Please review section 4.1 -Assignment in Chapter 4 to answer the following questions: a) verify that sent2 has changed

b)  Now try the same exercise but instead assign sent2=sent1[:]. Modify sent1[1]='monkey' and see what happens to sent2. Explain.

c)   Now define text1=[['The', 'dog', 'gave', 'John', 'the', 'newspaper'], ['John', 'is', 'happy']]. Now assign text2=text1[:], assign a new value to one of the words (text1[0][1]='monkey'). Check what happens to text2.

Explain.

d)  Extract successive overlapping 4-grams from ['The', 'dog', 'gave', 'John', 'the', 'newspaper'].

 

4.      Write a function that prints any word that appeared in the last 20% of a text that had not been encountered earlier. Use text1 from nltk.book to call this function.

 

 

5.      Write a program that takes the sentence ("we have seen two kinds of two sequence objects") expressed as a single string, splits it and counts up the tokens. Get it to print out each token and the token's frequency, one per line, in alphabetical order. You should write a function and call that function to process the sentence.

 

6.      Write a function shorten(word, n) to process a text (“big big big world today tomorrow good Today good”), omitting the n most frequently occurring words of the text.
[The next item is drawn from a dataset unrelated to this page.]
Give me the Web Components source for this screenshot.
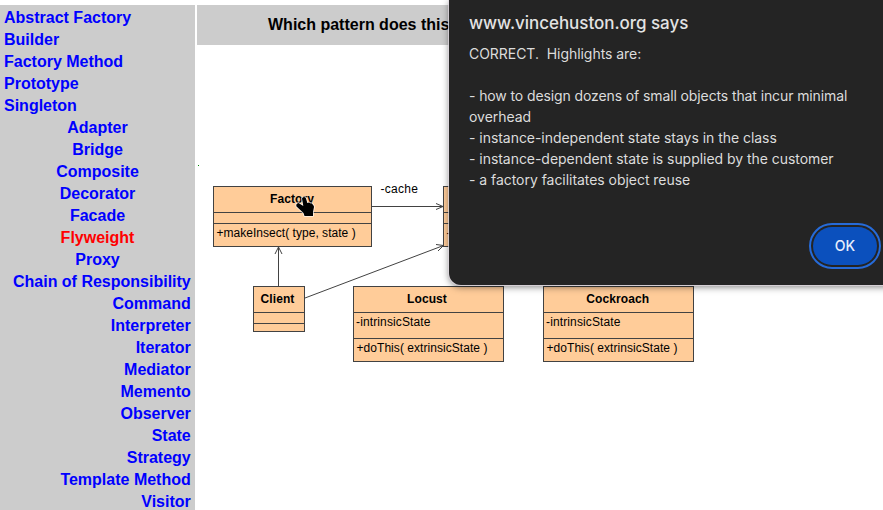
<!DOCTYPE html>
<html lang="en">
<head>
<meta charset="utf-8">
<title>Design Patterns Quiz</title>
<style>
html,body{margin:0;width:883px;height:510px;overflow:hidden;background:#fff}
</style>
</head>
<body>
<quiz-page></quiz-page>
<script>
class Base extends HTMLElement {
  connectedCallback() {
    if (this.shadowRoot) return;
    this.attachShadow({ mode: 'open' }).innerHTML = this.render();
  }
}

/* Group of pattern links sharing one alignment. */
customElements.define('pattern-group', class extends Base {
  render() {
    const active = this.getAttribute('active');
    return `<style>
      :host{display:block;text-align:var(--align,left)}
      a{display:block;line-height:22px;height:22px;color:#00f;white-space:nowrap}
      a.active{color:#f00}
    </style>` + this.getAttribute('items').split('|')
      .map(t => `<a class="${t === active ? 'active' : ''}">${t}</a>`).join('');
  }
});

customElements.define('pattern-nav', class extends Base {
  render() {
    return `<style>
      :host{display:block;box-sizing:border-box;background:#ccc;padding:2px 4px 0;font:bold 16px "Liberation Sans",Arial,sans-serif;overflow:hidden}
      .center{--align:center}.right{--align:right;padding-right:.25px}
    </style>
    <pattern-group items="Abstract Factory|Builder|Factory Method|Prototype|Singleton"></pattern-group>
    <pattern-group class="center" active="Flyweight" items="Adapter|Bridge|Composite|Decorator|Facade|Flyweight|Proxy"></pattern-group>
    <pattern-group class="right" items="Chain of Responsibility|Command|Interpreter|Iterator|Mediator|Memento|Observer|State|Strategy|Template Method|Visitor"></pattern-group>`;
  }
});

customElements.define('quiz-header', class extends Base {
  render() {
    return `<style>
      :host{display:block;background:#ccc;height:40px;padding-left:71px;font:bold 16px/39px "Liberation Sans",Arial,sans-serif;color:#000;white-space:nowrap}
    </style><slot></slot>`;
  }
});

/* UML class box: name, attributes and operations compartments. */
customElements.define('uml-class', class extends Base {
  render() {
    return `<style>
      :host{display:grid;box-sizing:border-box;grid-template-rows:25px var(--mid,10px) 1fr;row-gap:1px;background:#424242;border:1px solid #424242;font:12px "Liberation Sans",Arial,sans-serif;color:#000;white-space:pre}
      div{background:#fc9;min-width:0;overflow:hidden;padding-left:2px;line-height:19px}
      .name{padding:0 var(--name-pad,3px) 0 0;text-align:center;font-weight:bold;line-height:24px;letter-spacing:.1px}
      .attr{letter-spacing:.13px}
      .op{padding-left:2.5px;letter-spacing:var(--op-ls,.05px)}
    </style>
    <div class="name"><slot></slot></div>
    <div class="attr"><slot name="attr"></slot></div>
    <div class="op"><slot name="op"></slot></div>`;
  }
});

customElements.define('uml-diagram', class extends Base {
  render() {
    return `<style>
      :host{display:block;position:relative}
      uml-class,.label,svg{position:absolute}
      svg{left:0;top:0}
      .factory{left:16px;top:141px;width:159px;height:61px;--op-ls:.03px;--name-pad:1px}
      .insect{left:246px;top:141px;width:159px;height:61px}
      .client{left:56px;top:241px;width:52px;height:46px}
      .locust,.roach{top:241px;width:151px;height:76px;--mid:25px}
      .locust{left:156px}.roach{left:346px;--name-pad:1.5px}
      .label{left:183.500px;top:136px;font:12px/16px "Liberation Sans",Arial,sans-serif;letter-spacing:.3px}
    </style>
    <uml-class class="factory">Factory<span slot="op">+makeInsect( type, state )</span></uml-class>
    <uml-class class="insect"><span slot="op">-</span></uml-class>
    <uml-class class="client">Client</uml-class>
    <uml-class class="locust">Locust<span slot="attr">-intrinsicState</span><span slot="op">+doThis( extrinsicState )</span></uml-class>
    <uml-class class="roach">Cockroach<span slot="attr">-intrinsicState</span><span slot="op">+doThis( extrinsicState )</span></uml-class>
    <span class="label">-cache</span>
    <svg width="686" height="465" viewBox="197 45 686 465" fill="none" stroke="#424242">
      <path d="M372 206.5H443M436 203.5L443 206.5L436 209.5"/>
      <path d="M278.5 286V247M275 254L278.5 247L282 254"/>
      <path d="M305 298L443.500 245.500M436 244.500L443.500 245.500L438 251"/>
      <rect x="198" y="165" width="1" height="1" fill="#080" stroke="none"/>
      <path fill="#000" stroke="#fff" stroke-width="1.600" stroke-opacity=".8" stroke-linejoin="round" paint-order="stroke" d="M302 198.500Q302.300 197 304 197T306 198.500L307.300 203Q309.500 201.800 310.500 203.500Q312.300 202.800 313 205Q314 205.500 314 207L313 212V216H304.500L303.500 213L296.500 206.500Q295.500 203.500 298.500 203L303.300 206Z"/>
    </svg>`;
  }
});

customElements.define('ok-button', class extends Base {
  render() {
    return `<style>
      :host{display:block}
      button{display:block;width:64px;height:38px;padding:0;border:0;border-radius:19px;background:#0b50bd;color:#e8eefc;font:500 14px/38px Inter,sans-serif;outline:2px solid #266bd9;outline-offset:2px}
    </style><button><slot></slot></button>`;
  }
});

customElements.define('alert-dialog', class extends Base {
  render() {
    return `<style>
      :host{display:flex;flex-direction:column;box-sizing:border-box;background:#242424;border-radius:0 0 0 12px;padding:11px 16px 20px 20px;color:#dcdcdc;font-family:Inter,sans-serif;box-shadow:0 0 0 1px rgba(225,218,225,.75),0 2px 7px rgba(0,0,0,.5)}
      h1{margin:0;font-size:17px;line-height:24px;font-weight:500;color:#e3e3e3;letter-spacing:-.04px;white-space:nowrap}
      .body{margin-top:8px;font-size:14px;line-height:21px;white-space:pre;flex:1;letter-spacing:-.04px}
      ::slotted(.tight){letter-spacing:-.11px}
      ok-button{align-self:flex-end}
    </style>
    <h1><slot name="title"></slot></h1>
    <div class="body"><slot></slot></div>
    <ok-button>OK</ok-button>`;
  }
});

customElements.define('quiz-page', class extends Base {
  render() {
    return `<style>
      :host{display:grid;grid-template-columns:195px 1fr;column-gap:2px;padding-top:5px;box-sizing:border-box;width:883px;height:510px;overflow:hidden;position:relative}
      main{display:grid;grid-template-rows:40px 1fr;min-width:0}
      alert-dialog{position:absolute;left:449px;top:0;width:444px;height:285px}
    </style>
    <pattern-nav></pattern-nav>
    <main>
      <quiz-header>Which pattern does this</quiz-header>
      <uml-diagram></uml-diagram>
    </main>
    <alert-dialog><span slot="title">www.vincehuston.org says</span>CORRECT.  Highlights are:

<span class="tight">- how to design dozens of small objects that incur minimal</span>
overhead
- instance-independent state stays in the class
- instance-dependent state is supplied by the customer
- a factory facilitates object reuse</alert-dialog>`;
  }
});
</script>
</body>
</html>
You should use w.lower() to normalize the text first. Please call this shorten function. 

 

7.      Write a list comprehension that sorts a list of WordNet synsets for proximity to a given synset. For example, given the synsets lesser_rorqual.n.01, killer_whale.n.01, novel.n.01, and tortoise.n.01, sort them according to their shortest_path_distance() from right_whale.n.01. You should use lambda in the sorted() function.

 

8.      Write a function that takes a list of words (containing duplicates) (i.e. words=['table','chair','desk','table','table','chair']) and returns a list of words (with no duplicates) sorted by decreasing frequency. E.g. if the input list contained 10 instances of the word table and 9 instances of the word chair, then table would appear before chair in the output list. You should use lambda in the sorted( ) function.

 

9.      Write a function that takes a text (e.g. text3 from nltk.book) and a vocabulary (e.g. nltk.corpus.words.words()) as its arguments and returns the set of words that appear in the text but not in the vocabulary. Both arguments can be represented as lists of strings. Can you do this in a single line, using set.difference()?

 

10.   Choose your own webpage (in html format) and output the 20 most common words in this web page.

You should use w.lower() to normalize the text. Please get rid of stop words, numbers, and punctuations.

Please define a function and call that function.